ABSTRACT

Even if the proceedings before the Appeals Division of the Patent Office were considered not to comply with A 6 (1), no violation of the Convention could be found if there was available to the applicant company a remedy ensuring the determination of their asserted civil right by an independent judicial body that did have sufficient jurisdiction and did itself provide the safeguards required by A 6(1).
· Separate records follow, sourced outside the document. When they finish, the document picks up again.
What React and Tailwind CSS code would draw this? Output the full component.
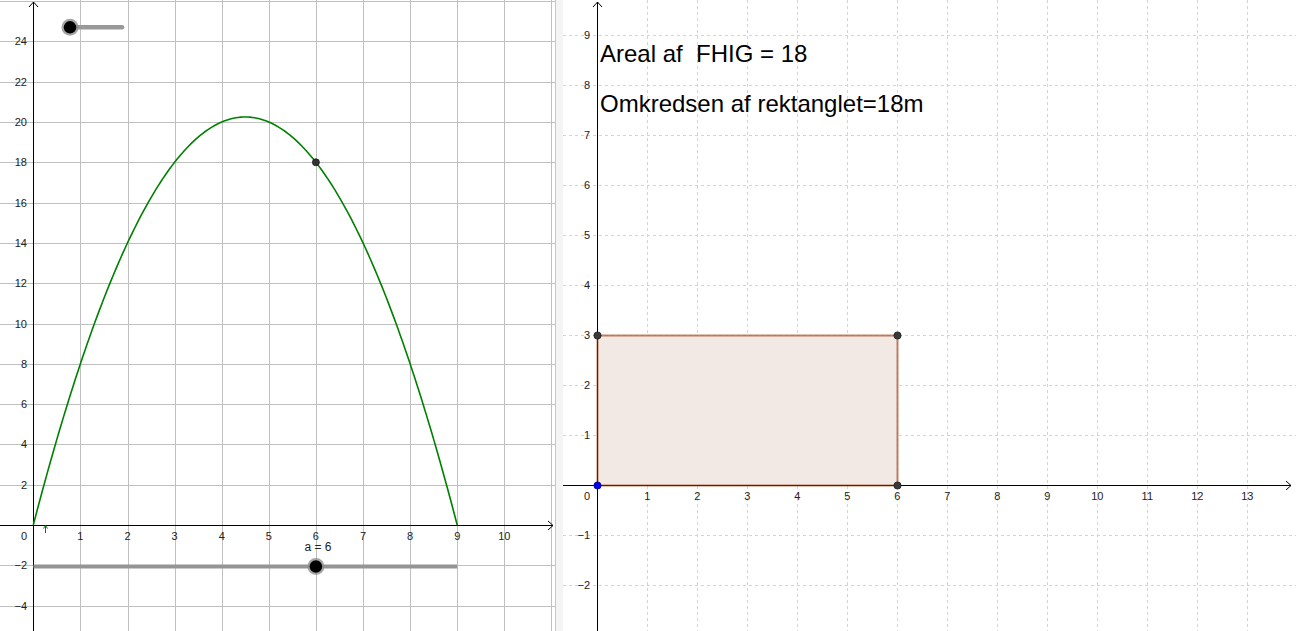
import React from 'react';

// left view: area function f(x) = x(9 - x)
const L = { ox: 33.3, oy: 525, ux: 47.1, uy: 20.15 };
// right view: rectangle
const R = { ox: 34.3, oy: 485, u: 50 };

const lx = (x) => L.ox + L.ux * x;
const ly = (y) => L.oy - L.uy * y;
const rx = (x) => R.ox + R.u * x;
const ry = (y) => R.oy - R.u * y;

const parabola = () => {
  const pts = [];
  for (let i = 0; i <= 180; i++) {
    const x = (9 * i) / 180;
    pts.push(`${lx(x).toFixed(2)},${ly(x * (9 - x)).toFixed(2)}`);
  }
  return 'M' + pts.join(' L');
};

const minus = (n) => (n < 0 ? '\u2212' + Math.abs(n) : String(n));

const LeftView = () => {
  const vx = [1, 2, 3, 4, 5, 6, 7, 8, 9, 10, 11];
  const hy = [-4, -2, 2, 4, 6, 8, 10, 12, 14, 16, 18, 20, 22, 24, 26];
  return (
    <svg width="555" height="631" className="block">
      {vx.map((k) => (
        <line key={'v' + k} x1={Math.round(lx(k)) + 0.5} x2={Math.round(lx(k)) + 0.5} y1="0" y2="631" stroke="#c0c0c0" strokeWidth="1" />
      ))}
      {hy.map((k) => (
        <line key={'h' + k} x1="0" x2="555" y1={Math.round(ly(k)) + 0.5} y2={Math.round(ly(k)) + 0.5} stroke="#c0c0c0" strokeWidth="1" />
      ))}

      {/* axes */}
      <line x1="33.5" x2="33.5" y1="2" y2="631" stroke="#000" strokeWidth="1" />
      <polyline points="29,7 33.5,2 38,7" fill="none" stroke="#000" strokeWidth="1" />
      <line x1="0" x2="553" y1="525.5" y2="525.5" stroke="#000" strokeWidth="1" />
      <polyline points="548,521 553,525.5 548,530" fill="none" stroke="#000" strokeWidth="1" />

      {/* labels */}
      <g fontSize="11" fill="#222">
        {[1, 2, 3, 4, 5, 6, 7, 8, 9, 10].map((k) => (
          <text key={'xl' + k} x={lx(k)} y="539.5" textAnchor="middle">{k}</text>
        ))}
        <text x="27" y="539.5" textAnchor="end">0</text>
        {hy.filter((k) => k !== 26).map((k) => (
          <text key={'yl' + k} x="27" y={ly(k) + 4} textAnchor="end">{minus(k)}</text>
        ))}
      </g>

      {/* graph */}
      <path d={parabola()} fill="none" stroke="#008000" strokeWidth="1.6" />
      <line x1="45.5" x2="45.5" y1="533" y2="526" stroke="#008000" strokeWidth="1" />
      <polyline points="43.5,528.5 45.5,525.5 47.5,528.5" fill="none" stroke="#008000" strokeWidth="1" />
      <circle cx={lx(6)} cy={ly(18)} r="3.5" fill="#333" stroke="#1a1a1a" strokeWidth="0.8" />

      {/* top slider */}
      <line x1="70" x2="122" y1="27.3" y2="27.3" stroke="#999" strokeWidth="4.5" strokeLinecap="round" />
      <circle cx="70" cy="27.3" r="8.5" fill="#888" opacity="0.75" />
      <circle cx="70" cy="27.3" r="6.2" fill="#000" />

      {/* bottom slider a */}
      <line x1="33.5" x2={lx(9)} y1="566.5" y2="566.5" stroke="#959595" strokeWidth="4" />
      <text x={lx(6) + 2} y="550.5" fontSize="12" fill="#222" textAnchor="middle">a = 6</text>
      <circle cx={lx(6)} cy="566.5" r="8.5" fill="#888" opacity="0.75" />
      <circle cx={lx(6)} cy="566.5" r="6.2" fill="#000" />
    </svg>
  );
};

const RightView = () => {
  const vx = [1, 2, 3, 4, 5, 6, 7, 8, 9, 10, 11, 12, 13];
  const hy = [-2, -1, 1, 2, 3, 4, 5, 6, 7, 8, 9];
  return (
    <svg width="733" height="631" className="block">
      {vx.map((k) => (
        <line key={'v' + k} x1={Math.round(rx(k)) + 0.5} x2={Math.round(rx(k)) + 0.5} y1="0" y2="631" stroke="#d4d4d4" strokeWidth="1" strokeDasharray="3,3" />
      ))}
      {hy.map((k) => (
        <line key={'h' + k} x1="0" x2="733" y1={ry(k) + 0.5} y2={ry(k) + 0.5} stroke="#d4d4d4" strokeWidth="1" strokeDasharray="3,3" />
      ))}

      {/* rectangle FHIG */}
      <rect x="34.5" y="335.5" width="300" height="150" fill="#f3e9e4" />

      {/* axes */}
      <line x1="34.5" x2="34.5" y1="2" y2="631" stroke="#000" strokeWidth="1" />
      <polyline points="30,7 34.5,2 39,7" fill="none" stroke="#000" strokeWidth="1" />
      <line x1="0" x2="728" y1="485.5" y2="485.5" stroke="#000" strokeWidth="1" />
      <polyline points="723,481 728,485.5 723,490" fill="none" stroke="#000" strokeWidth="1" />

      <rect x="34.5" y="335.5" width="300" height="150" fill="none" stroke="#993300" strokeOpacity="0.6" strokeWidth="2" />

      {/* labels */}
      <g fontSize="11" fill="#222">
        {vx.map((k) => (
          <text key={'xl' + k} x={rx(k)} y="499.5" textAnchor="middle">{k}</text>
        ))}
        <text x="27" y="499.5" textAnchor="end">0</text>
        {hy.map((k) => (
          <text key={'yl' + k} x="27" y={ry(k) + 4} textAnchor="end">{minus(k)}</text>
        ))}
      </g>

      {/* points */}
      <circle cx="34.5" cy="335.5" r="3.6" fill="#3a3a3a" stroke="#1a1a1a" strokeWidth="0.8" />
      <circle cx="334.5" cy="335.5" r="3.6" fill="#3a3a3a" stroke="#1a1a1a" strokeWidth="0.8" />
      <circle cx="334.5" cy="485.5" r="3.6" fill="#3a3a3a" stroke="#1a1a1a" strokeWidth="0.8" />
      <circle cx="34.5" cy="485.5" r="3.6" fill="#0000ff" stroke="#00008a" strokeWidth="0.8" />

      {/* texts */}
      <text x="37" y="62" fontSize="24" fill="#000" style={{ whiteSpace: 'pre' }}>Areal af  FHIG = 18</text>
      <text x="37" y="112" fontSize="24" fill="#000">Omkredsen af rektanglet=18m</text>
    </svg>
  );
};

export default function App() {
  return (
    <div className="flex h-[631px] w-[1296px] overflow-hidden bg-white font-['Liberation_Sans',Arial,sans-serif]">
      <div className="w-[555px] shrink-0">
        <LeftView />
      </div>
      <div className="w-[8px] shrink-0 border-l border-[#c6c6c6] bg-[#f4f4f4]" />
      <div className="flex-1">
        <RightView />
      </div>
    </div>
  );
}
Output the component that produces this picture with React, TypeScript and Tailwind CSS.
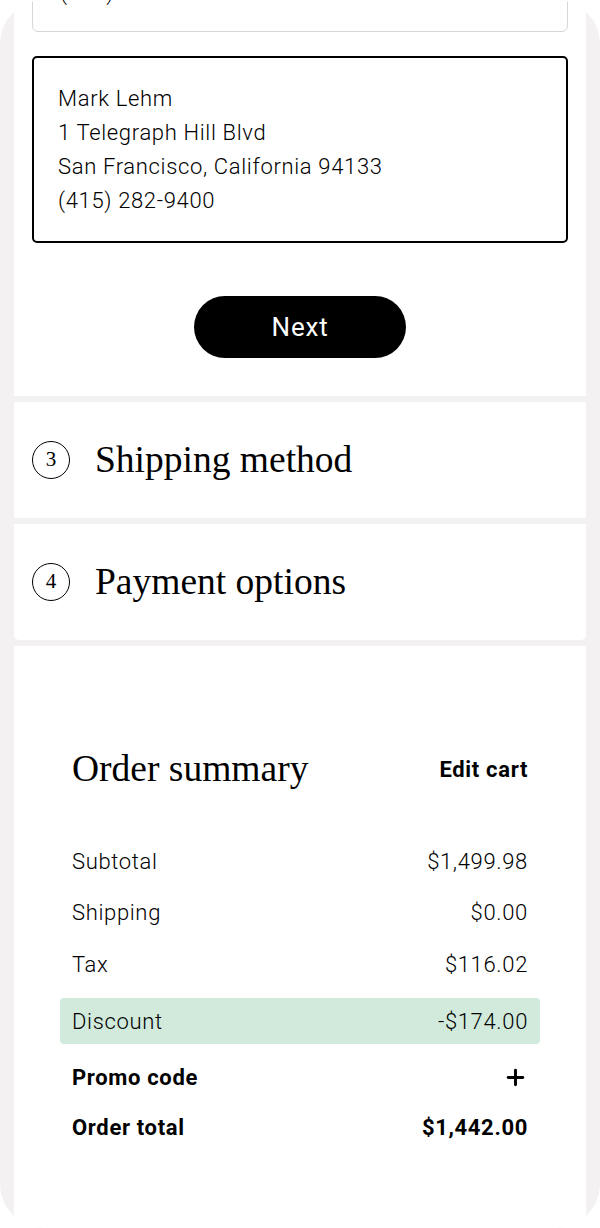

Although no Netherlands civil court had ever held itself competent to review decisions of any Division of the Patent Office regarding patent applications, that did not mean that the remedy offered by civil proceedings must for that reason be regarded as ‘ineffective’; it was equally true that no civil proceedings directed against a decision of the Appeals Division of the Patent Office had ever resulted in a ruling that the Appeals Division in fact offered sufficient procedural safeguards. The Court reviewed its previous case-law. It had found that ‘where an administrative appeal to a higher authority [was] not considered to offer sufficient guarantees as to a fair procedure it [was] possible to have recourse to the civil courts for a full review of the lawfulness of the administrative decision’. The applicant company could have submitted its claim to the civil courts for examination; it chose, for whatever reason, not to do so. In those circumstances the Court could not find in the abstract that the remedies available to the applicant company under Netherlands law for vindicating their asserted right to a patent did not meet the requirements of A 6(1). Accordingly, there had been no violation of A 6(1). The Court did not consider it necessary to rule on A 13. The applicant company had not adduced any argument to the effect that a violation of A 13 might be found even in the absence of a finding of a violation of A 6(1). In any event, the requirements of A 13 were less strict than, and were here absorbed by, those of A 6(1). The complaint under P1A1, namely the denial of a judicial remedy, was in substance identical to that already examined and rejected in the context of A 6(1). No separate issue arose under P1A1 in relation to the matters complained of. Cited: Air Canada v UK (5.5.1995), Benthem v NL (23.10.1985), Campbell and Fell v UK (28.6.1984), Fischer v A (26.4.1995), Hentrich v F (22.9.1994), McMichael v UK (24.2.1995) Oerlemans v NL (27.22.1991), Van de Hurk v NL (19.4.1994).